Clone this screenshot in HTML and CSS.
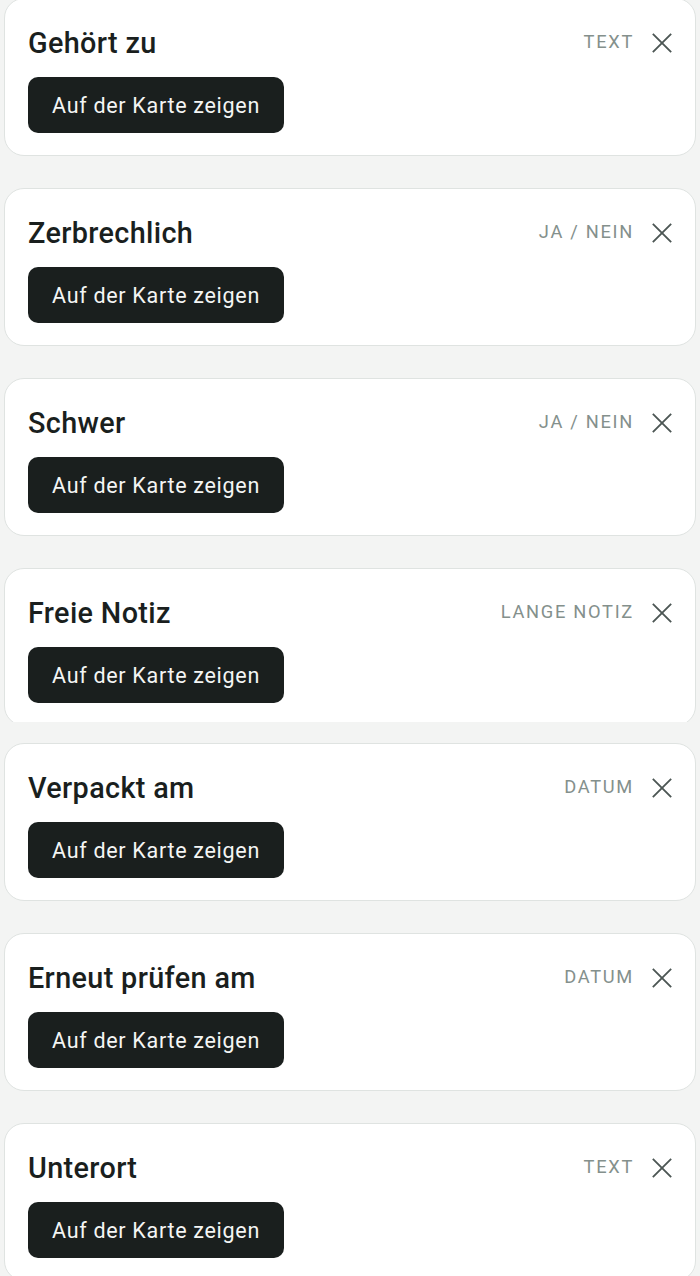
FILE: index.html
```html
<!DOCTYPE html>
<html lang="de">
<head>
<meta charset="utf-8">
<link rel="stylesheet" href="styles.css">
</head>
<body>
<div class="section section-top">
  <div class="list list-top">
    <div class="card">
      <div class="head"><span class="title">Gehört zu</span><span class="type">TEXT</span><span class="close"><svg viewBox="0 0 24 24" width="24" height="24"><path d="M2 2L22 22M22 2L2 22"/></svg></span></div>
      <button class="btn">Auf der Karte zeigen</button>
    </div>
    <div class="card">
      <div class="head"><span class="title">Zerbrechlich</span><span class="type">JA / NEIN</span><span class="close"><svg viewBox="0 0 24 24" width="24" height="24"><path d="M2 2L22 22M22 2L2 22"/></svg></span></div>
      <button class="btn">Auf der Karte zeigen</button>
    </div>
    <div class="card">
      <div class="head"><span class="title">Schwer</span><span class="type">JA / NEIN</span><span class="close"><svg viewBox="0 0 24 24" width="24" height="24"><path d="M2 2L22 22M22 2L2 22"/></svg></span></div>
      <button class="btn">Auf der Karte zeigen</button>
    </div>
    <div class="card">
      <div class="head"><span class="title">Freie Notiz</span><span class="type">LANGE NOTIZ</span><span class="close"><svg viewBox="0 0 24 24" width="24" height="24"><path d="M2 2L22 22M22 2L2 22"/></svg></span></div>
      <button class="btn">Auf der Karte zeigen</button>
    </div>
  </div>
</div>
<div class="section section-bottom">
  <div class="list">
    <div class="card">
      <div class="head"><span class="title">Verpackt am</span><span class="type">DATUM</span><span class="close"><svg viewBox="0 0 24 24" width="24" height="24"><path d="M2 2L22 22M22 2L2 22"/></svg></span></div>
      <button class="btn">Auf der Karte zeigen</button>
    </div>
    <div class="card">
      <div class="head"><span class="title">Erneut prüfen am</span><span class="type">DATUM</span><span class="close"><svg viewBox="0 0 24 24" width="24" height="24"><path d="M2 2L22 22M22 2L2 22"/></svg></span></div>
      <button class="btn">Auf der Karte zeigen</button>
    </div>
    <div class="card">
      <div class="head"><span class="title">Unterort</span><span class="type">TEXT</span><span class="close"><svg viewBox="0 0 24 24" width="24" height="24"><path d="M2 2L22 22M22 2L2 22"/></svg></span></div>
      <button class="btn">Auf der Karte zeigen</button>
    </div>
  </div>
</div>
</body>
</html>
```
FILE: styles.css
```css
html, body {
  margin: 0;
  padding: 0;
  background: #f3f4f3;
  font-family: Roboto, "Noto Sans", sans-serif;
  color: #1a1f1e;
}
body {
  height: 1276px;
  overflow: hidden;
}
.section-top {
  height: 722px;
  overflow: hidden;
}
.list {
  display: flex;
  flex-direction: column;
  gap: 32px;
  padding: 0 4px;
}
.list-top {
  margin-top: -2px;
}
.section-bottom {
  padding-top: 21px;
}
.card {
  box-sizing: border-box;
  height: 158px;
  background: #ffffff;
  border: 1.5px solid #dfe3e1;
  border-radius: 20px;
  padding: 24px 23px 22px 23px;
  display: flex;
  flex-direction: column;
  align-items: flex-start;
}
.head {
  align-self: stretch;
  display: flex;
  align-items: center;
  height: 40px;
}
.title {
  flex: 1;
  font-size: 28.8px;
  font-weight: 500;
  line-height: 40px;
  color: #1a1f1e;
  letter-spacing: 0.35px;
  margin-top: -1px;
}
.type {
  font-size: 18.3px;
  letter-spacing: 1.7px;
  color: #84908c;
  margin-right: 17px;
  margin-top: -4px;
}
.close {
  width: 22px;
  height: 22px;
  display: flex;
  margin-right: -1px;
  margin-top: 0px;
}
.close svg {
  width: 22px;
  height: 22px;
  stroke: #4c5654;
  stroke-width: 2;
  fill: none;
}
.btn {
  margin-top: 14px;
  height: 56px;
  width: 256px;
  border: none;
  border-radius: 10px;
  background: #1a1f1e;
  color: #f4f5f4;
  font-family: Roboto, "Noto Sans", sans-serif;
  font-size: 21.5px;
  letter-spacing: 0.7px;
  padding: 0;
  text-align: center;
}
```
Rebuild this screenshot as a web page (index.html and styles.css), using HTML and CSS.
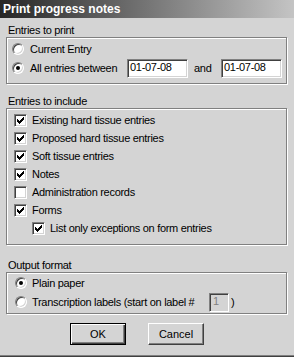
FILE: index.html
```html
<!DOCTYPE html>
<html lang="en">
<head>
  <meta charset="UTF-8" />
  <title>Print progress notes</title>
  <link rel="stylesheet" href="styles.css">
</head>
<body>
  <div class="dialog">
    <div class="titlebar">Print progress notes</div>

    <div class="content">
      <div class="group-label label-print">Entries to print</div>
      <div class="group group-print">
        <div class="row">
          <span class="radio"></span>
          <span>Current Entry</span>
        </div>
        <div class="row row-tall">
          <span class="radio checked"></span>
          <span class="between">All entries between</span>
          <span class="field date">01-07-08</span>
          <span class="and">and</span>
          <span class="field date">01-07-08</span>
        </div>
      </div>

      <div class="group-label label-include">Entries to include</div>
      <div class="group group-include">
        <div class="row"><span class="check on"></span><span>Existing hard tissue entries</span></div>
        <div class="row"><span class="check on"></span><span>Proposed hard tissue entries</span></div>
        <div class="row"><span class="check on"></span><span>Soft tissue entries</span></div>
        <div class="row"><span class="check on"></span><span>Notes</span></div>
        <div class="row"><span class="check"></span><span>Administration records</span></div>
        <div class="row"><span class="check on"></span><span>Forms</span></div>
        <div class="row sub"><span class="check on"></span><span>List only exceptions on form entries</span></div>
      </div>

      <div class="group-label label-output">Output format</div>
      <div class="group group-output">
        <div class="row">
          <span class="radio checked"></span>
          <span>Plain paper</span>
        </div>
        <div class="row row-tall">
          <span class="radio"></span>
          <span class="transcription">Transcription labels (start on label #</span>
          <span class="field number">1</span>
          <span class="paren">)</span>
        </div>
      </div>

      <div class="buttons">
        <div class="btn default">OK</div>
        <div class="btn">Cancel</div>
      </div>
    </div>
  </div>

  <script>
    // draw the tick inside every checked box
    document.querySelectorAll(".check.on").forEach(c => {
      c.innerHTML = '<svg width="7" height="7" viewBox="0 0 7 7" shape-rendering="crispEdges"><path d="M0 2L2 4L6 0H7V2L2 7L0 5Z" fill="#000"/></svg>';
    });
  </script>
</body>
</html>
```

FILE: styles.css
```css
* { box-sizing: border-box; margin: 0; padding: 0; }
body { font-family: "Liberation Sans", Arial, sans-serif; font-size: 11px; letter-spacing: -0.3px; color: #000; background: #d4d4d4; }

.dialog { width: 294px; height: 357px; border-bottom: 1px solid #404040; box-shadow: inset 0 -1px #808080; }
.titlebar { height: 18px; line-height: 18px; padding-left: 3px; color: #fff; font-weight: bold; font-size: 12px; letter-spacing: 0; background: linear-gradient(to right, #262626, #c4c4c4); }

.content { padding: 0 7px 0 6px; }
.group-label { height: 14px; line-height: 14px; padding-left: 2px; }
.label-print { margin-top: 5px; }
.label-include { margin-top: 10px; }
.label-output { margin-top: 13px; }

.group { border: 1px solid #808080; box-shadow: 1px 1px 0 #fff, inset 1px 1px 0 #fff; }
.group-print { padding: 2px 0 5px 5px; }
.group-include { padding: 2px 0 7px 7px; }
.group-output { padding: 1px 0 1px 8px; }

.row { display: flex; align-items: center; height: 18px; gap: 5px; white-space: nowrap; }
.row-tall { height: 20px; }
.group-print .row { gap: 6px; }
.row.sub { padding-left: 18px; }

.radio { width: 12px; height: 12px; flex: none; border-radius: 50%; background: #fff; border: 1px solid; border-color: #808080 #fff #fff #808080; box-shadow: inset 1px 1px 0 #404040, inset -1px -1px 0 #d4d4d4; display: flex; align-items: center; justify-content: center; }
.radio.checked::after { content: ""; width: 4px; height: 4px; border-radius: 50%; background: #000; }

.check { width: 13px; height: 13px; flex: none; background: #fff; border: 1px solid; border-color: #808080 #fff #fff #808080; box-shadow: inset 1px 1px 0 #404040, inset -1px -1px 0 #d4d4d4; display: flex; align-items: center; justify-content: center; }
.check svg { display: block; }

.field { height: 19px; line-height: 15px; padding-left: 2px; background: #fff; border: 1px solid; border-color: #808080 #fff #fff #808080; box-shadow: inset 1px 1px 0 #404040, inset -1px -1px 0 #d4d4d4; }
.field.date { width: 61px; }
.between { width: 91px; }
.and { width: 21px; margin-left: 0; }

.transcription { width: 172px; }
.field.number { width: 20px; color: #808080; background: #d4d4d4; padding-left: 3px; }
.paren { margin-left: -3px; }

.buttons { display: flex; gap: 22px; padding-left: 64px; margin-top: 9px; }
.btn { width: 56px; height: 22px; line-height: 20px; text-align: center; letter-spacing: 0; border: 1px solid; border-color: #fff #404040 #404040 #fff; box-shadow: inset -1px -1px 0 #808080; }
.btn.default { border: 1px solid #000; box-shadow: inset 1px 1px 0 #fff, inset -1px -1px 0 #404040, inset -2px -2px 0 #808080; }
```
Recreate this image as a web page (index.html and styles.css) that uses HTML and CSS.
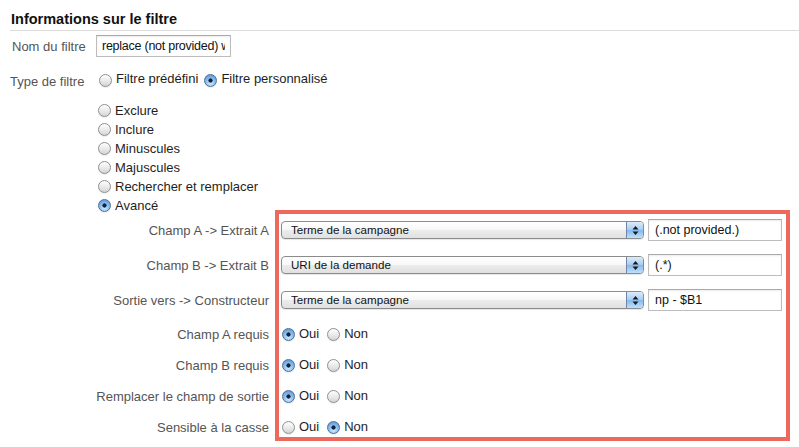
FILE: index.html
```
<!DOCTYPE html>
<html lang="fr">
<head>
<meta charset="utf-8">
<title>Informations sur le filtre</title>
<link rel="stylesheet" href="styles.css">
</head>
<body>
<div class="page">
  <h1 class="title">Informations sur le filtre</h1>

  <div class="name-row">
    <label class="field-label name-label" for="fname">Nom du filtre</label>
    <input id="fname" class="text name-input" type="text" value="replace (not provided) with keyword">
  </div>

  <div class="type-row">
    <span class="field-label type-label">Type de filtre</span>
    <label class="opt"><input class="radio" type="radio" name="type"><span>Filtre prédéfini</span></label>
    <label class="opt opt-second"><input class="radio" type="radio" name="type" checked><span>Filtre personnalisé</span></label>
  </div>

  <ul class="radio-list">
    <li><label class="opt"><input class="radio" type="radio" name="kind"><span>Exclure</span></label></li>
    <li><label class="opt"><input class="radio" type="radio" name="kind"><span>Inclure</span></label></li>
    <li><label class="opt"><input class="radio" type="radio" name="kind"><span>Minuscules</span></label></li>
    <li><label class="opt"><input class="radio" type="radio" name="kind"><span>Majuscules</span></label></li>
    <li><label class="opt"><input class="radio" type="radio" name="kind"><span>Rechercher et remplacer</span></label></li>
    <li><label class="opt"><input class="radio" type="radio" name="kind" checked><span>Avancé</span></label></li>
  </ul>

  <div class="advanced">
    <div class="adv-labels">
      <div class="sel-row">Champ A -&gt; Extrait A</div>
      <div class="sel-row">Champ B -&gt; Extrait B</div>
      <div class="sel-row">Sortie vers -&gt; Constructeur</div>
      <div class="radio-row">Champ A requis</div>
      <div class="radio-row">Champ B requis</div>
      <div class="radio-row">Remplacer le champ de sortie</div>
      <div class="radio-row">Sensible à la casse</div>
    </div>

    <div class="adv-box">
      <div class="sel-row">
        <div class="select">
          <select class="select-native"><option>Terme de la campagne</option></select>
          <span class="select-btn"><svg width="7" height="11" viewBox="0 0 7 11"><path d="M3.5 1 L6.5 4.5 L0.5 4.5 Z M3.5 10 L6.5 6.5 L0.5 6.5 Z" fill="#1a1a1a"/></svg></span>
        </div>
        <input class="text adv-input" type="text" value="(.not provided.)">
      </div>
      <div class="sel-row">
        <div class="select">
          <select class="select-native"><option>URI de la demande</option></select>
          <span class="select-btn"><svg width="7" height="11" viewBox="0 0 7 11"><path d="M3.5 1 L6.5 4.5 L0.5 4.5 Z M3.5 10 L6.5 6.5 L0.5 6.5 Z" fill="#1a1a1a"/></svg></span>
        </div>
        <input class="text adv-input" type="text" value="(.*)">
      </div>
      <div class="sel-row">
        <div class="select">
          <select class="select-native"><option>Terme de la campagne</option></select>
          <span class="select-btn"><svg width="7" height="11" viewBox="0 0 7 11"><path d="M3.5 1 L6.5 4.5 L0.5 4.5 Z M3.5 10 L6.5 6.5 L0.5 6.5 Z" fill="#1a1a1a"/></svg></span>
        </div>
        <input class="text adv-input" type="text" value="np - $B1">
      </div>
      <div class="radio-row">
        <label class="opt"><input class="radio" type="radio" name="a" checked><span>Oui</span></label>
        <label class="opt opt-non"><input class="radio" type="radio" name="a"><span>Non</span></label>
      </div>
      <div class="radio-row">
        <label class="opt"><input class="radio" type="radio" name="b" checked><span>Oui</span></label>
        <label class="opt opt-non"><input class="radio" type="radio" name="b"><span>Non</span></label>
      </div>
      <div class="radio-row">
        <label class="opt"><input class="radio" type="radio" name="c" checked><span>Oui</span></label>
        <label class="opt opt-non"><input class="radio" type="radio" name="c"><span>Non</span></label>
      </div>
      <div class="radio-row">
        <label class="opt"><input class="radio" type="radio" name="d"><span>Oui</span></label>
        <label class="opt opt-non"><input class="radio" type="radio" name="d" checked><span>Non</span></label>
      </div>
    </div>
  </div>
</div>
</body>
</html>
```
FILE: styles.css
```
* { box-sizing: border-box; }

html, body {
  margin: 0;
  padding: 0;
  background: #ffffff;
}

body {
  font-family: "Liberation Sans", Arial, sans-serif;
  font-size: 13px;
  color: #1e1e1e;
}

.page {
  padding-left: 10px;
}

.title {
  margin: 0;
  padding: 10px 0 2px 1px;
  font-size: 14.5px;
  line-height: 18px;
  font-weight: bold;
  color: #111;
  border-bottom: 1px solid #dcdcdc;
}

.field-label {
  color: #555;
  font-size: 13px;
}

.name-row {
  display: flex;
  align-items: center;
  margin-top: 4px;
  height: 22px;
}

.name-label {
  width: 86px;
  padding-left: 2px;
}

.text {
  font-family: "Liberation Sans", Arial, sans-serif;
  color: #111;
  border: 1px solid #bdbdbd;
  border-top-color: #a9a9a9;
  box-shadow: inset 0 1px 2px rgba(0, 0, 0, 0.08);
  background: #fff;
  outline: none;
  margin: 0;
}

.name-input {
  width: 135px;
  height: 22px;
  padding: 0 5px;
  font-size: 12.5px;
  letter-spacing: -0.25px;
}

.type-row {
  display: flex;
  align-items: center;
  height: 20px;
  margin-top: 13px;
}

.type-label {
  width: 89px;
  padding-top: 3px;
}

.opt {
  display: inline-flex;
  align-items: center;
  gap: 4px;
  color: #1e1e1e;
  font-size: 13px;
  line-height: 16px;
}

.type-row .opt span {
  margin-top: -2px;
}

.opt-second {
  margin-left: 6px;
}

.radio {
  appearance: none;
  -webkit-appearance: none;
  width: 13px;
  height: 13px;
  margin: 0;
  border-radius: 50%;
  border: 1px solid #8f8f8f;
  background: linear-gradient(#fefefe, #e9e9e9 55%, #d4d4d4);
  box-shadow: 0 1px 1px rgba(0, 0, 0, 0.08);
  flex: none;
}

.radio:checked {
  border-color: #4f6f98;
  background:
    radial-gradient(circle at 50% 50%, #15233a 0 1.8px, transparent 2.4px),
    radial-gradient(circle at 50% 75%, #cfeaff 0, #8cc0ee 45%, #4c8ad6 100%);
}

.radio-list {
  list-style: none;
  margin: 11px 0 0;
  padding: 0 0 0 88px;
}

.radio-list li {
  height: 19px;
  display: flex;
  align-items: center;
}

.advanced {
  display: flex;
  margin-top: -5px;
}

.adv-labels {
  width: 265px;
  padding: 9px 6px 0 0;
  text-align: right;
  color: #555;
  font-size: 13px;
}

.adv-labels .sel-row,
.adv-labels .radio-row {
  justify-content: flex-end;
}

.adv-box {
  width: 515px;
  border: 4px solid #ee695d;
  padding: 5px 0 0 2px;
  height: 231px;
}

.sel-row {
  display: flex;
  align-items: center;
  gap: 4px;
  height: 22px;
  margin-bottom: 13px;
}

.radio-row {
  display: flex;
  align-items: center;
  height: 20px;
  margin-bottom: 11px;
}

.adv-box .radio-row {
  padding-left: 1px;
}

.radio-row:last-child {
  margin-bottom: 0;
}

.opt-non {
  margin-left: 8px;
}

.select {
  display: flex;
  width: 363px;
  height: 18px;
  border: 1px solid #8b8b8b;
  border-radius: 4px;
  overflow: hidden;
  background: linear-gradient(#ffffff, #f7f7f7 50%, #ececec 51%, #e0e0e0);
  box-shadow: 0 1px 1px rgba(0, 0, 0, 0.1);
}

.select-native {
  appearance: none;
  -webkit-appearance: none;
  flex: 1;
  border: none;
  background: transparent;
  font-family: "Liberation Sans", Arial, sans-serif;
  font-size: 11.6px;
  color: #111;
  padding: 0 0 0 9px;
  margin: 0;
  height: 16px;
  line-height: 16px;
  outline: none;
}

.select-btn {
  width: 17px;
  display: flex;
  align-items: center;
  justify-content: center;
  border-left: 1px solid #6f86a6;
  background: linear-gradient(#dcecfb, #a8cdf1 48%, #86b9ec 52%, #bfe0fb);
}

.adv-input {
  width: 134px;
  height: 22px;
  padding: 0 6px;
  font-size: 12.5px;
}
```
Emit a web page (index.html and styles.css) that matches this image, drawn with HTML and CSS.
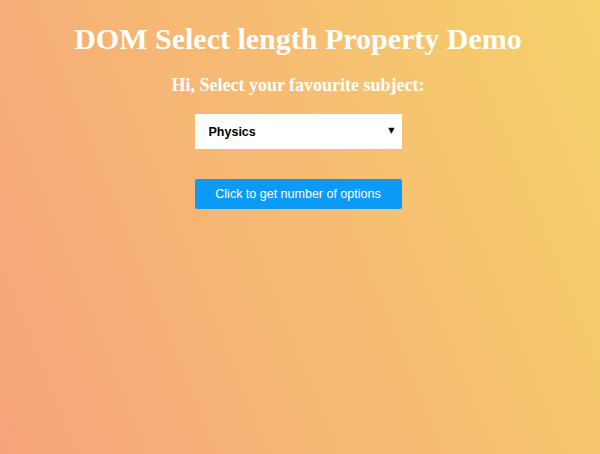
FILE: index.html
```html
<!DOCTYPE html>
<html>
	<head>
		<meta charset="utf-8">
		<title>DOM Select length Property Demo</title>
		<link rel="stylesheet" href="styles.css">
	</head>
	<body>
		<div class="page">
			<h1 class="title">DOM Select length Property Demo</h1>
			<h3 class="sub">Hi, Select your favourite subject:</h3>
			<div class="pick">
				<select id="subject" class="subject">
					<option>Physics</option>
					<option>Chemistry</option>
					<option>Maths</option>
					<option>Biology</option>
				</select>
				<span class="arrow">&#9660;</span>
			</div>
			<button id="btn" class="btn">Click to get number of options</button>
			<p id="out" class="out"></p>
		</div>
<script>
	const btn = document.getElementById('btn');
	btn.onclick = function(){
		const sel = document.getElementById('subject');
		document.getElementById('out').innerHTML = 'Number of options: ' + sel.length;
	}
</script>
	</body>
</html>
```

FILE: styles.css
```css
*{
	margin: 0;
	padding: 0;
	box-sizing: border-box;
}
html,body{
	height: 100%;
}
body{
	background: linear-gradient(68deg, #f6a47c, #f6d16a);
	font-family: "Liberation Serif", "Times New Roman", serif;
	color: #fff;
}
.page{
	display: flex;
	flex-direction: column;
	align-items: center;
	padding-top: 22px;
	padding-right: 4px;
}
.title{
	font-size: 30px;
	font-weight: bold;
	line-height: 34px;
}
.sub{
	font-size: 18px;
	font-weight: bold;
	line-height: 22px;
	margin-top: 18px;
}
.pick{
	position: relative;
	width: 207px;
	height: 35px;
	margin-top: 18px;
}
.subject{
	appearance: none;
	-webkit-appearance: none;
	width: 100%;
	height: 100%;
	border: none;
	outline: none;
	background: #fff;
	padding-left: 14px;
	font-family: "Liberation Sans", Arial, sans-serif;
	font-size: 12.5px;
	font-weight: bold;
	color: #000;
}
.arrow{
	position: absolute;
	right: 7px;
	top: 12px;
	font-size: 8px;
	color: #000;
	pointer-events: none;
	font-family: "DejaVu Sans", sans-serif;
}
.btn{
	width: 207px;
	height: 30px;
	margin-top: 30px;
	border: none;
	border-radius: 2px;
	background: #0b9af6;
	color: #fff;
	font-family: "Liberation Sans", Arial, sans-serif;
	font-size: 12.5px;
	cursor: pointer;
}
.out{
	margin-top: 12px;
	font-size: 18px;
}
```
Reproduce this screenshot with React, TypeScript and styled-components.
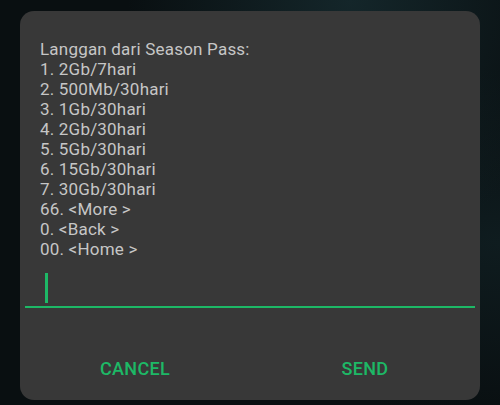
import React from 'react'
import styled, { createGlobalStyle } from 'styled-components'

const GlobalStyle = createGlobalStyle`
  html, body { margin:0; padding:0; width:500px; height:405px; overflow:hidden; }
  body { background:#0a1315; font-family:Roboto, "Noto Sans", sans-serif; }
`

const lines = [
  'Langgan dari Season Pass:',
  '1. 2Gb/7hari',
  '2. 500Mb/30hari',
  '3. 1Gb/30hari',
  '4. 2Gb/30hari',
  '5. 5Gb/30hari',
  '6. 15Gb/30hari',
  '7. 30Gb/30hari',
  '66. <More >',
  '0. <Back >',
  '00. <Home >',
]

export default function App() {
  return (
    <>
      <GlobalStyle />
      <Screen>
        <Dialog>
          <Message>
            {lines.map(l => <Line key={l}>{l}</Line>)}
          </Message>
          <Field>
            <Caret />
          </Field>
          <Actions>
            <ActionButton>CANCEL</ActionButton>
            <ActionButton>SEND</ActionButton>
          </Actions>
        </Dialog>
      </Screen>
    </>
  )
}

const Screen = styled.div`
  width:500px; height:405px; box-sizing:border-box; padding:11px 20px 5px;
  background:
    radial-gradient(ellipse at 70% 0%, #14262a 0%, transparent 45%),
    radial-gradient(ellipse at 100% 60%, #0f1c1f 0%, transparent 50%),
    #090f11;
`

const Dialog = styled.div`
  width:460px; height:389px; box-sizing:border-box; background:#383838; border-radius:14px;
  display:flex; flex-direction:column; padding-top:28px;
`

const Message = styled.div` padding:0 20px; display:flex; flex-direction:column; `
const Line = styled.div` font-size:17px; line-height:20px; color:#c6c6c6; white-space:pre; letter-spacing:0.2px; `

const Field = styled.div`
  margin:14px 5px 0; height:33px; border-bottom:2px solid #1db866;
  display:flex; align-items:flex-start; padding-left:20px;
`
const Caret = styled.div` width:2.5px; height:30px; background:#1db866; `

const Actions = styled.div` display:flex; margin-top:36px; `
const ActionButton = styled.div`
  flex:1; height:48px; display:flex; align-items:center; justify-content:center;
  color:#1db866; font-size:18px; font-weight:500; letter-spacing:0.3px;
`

--------------------------------

* _Prompt_: Tell how many lines in the records above contain "React", giving the number and no other words.

* _Response to this task_: 2